MT vs. MX (ISO 20022 Migration)
MT messages (Message Types): The legacy SWIFT format, developed in the 1970s. Structured but limited — fixed field lengths, limited data capacity, no structured remittance information. Common types:
- MT103: Single customer credit transfer (the core cross-border payment message)
- MT202: Financial institution transfer
- MT940/MT950: Account statement messages
MX messages (ISO 20022): The modern XML-based standard. Richer data structures, structured remittance information (invoice references, purpose codes), better support for regulatory reporting and AML. Migration for cross-border payments and cash management messages was mandated by SWIFT for all members by November 2025. Legacy MT messages for cross-border payments are deprecated post-migration.
The ISO 20022 migration matters for operators because richer payment data improves STP (straight-through processing) rates, reduces manual intervention in reconciliation, and enables better AML screening — but it requires banks and corporates to update systems to consume and produce MX messages.
SWIFT GPI
SWIFT GPI (Global Payments Innovation) is the industry initiative launched in 2017 to address the core weaknesses of correspondent banking: opacity, speed, and predictability.
GPI commitments by member banks:
- Same-day processing: Most payments processed within 24 hours; >50% within 30 minutes end-to-end
- Full fee transparency: Deduction fees applied by intermediaries are visible to the originator and beneficiary
- End-to-end tracking: GPI payments carry a Unique End-to-end Transaction Reference (UETR) — a tracking ID that allows banks and corporates to track payment status through every correspondent hop in real time (similar to parcel tracking)
- Unaltered remittance data: Intermediaries must pass through remittance information without modification
As of 2024, over 4,500 financial institutions in 200+ countries are SWIFT GPI members, and the majority of cross-border SWIFT payments include GPI tracking. For operators with significant international supplier payments or B2B AR collections, GPI-enabled banking reduces enquiry volume and provides status certainty that pre-GPI SWIFT could not offer.
SWIFT Limitations for Operators
Despite improvements, SWIFT correspondent banking has structural characteristics that alternative rails are designed to address:
Cost: Correspondent bank fees, FX conversion spreads, and intermediary deductions mean total cross-border payment cost of 2–7% for SME senders, even with GPI improvements.
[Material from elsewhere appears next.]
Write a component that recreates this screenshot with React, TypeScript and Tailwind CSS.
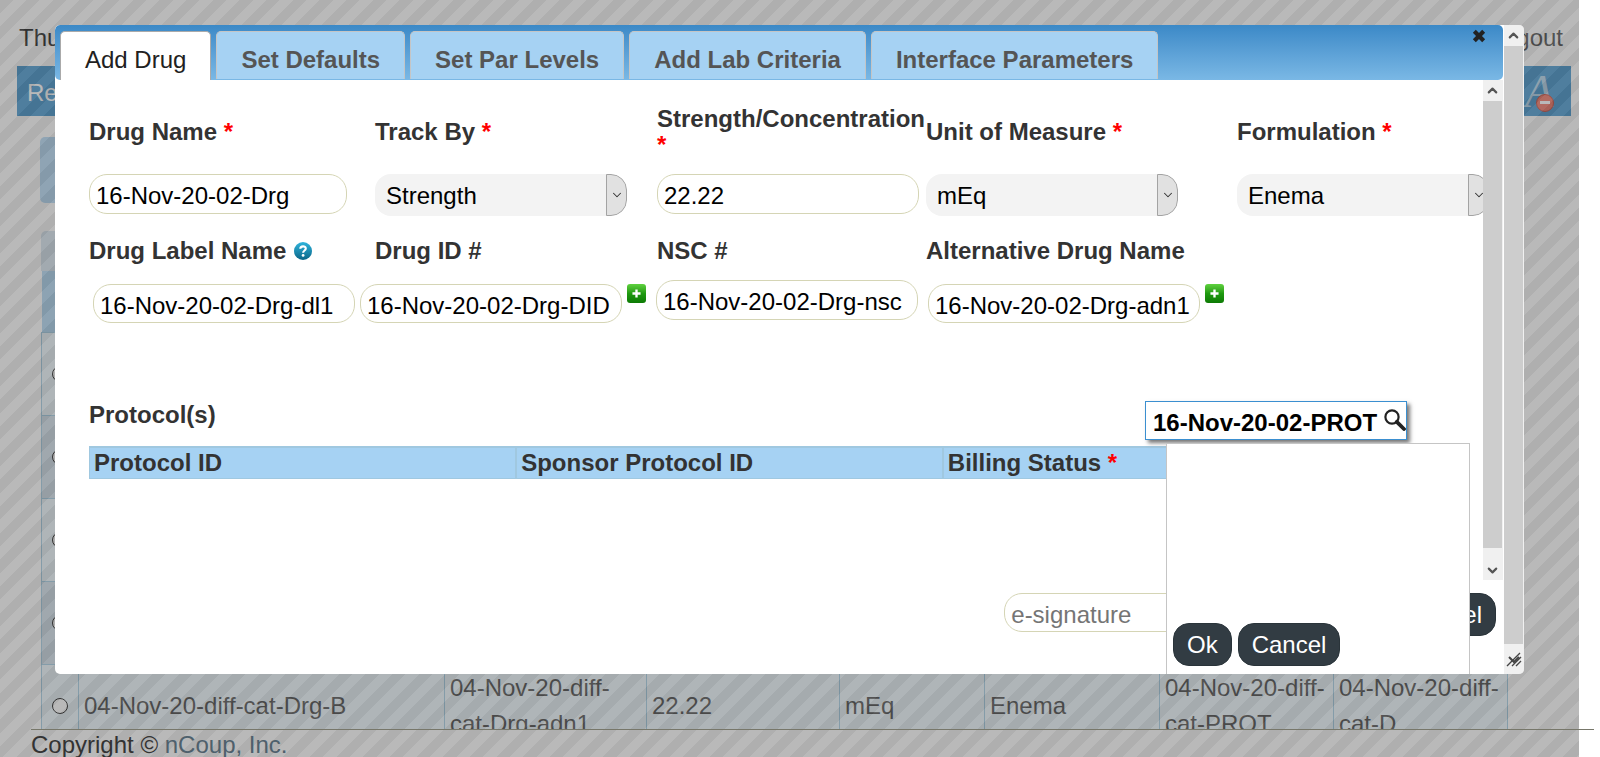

Fintech intermediaries (Wise, Airwallex, Nium) bypass SWIFT for many corridors by using local rails at both ends.
Speed: Even with GPI, some corridors (especially to emerging markets with limited GPI bank coverage) take 1–5 business days. True real-time cross-border settlement is only available where bilateral fast payment arrangements exist (e.g., Singapore-Thailand PromptPay/PayNow link).
Sanctions and compliance: SWIFT membership is subject to geopolitical pressure. Russia’s major banks were disconnected from SWIFT in 2022; Iran’s banks have been excluded since 2012. Operators dealing with sanctioned countries have no SWIFT path.
Opacity in non-GPI corridors: Outside GPI-covered corridors, tracking a payment through 2–3 correspondent hops remains difficult. Payments can be delayed at any hop without automated notification.
For high-volume cross-border payment operations, treasury teams benchmark their bank’s SWIFT performance against fintech alternatives for each material corridor — particularly for supplier payments, cross-border payroll, and marketplace disbursements.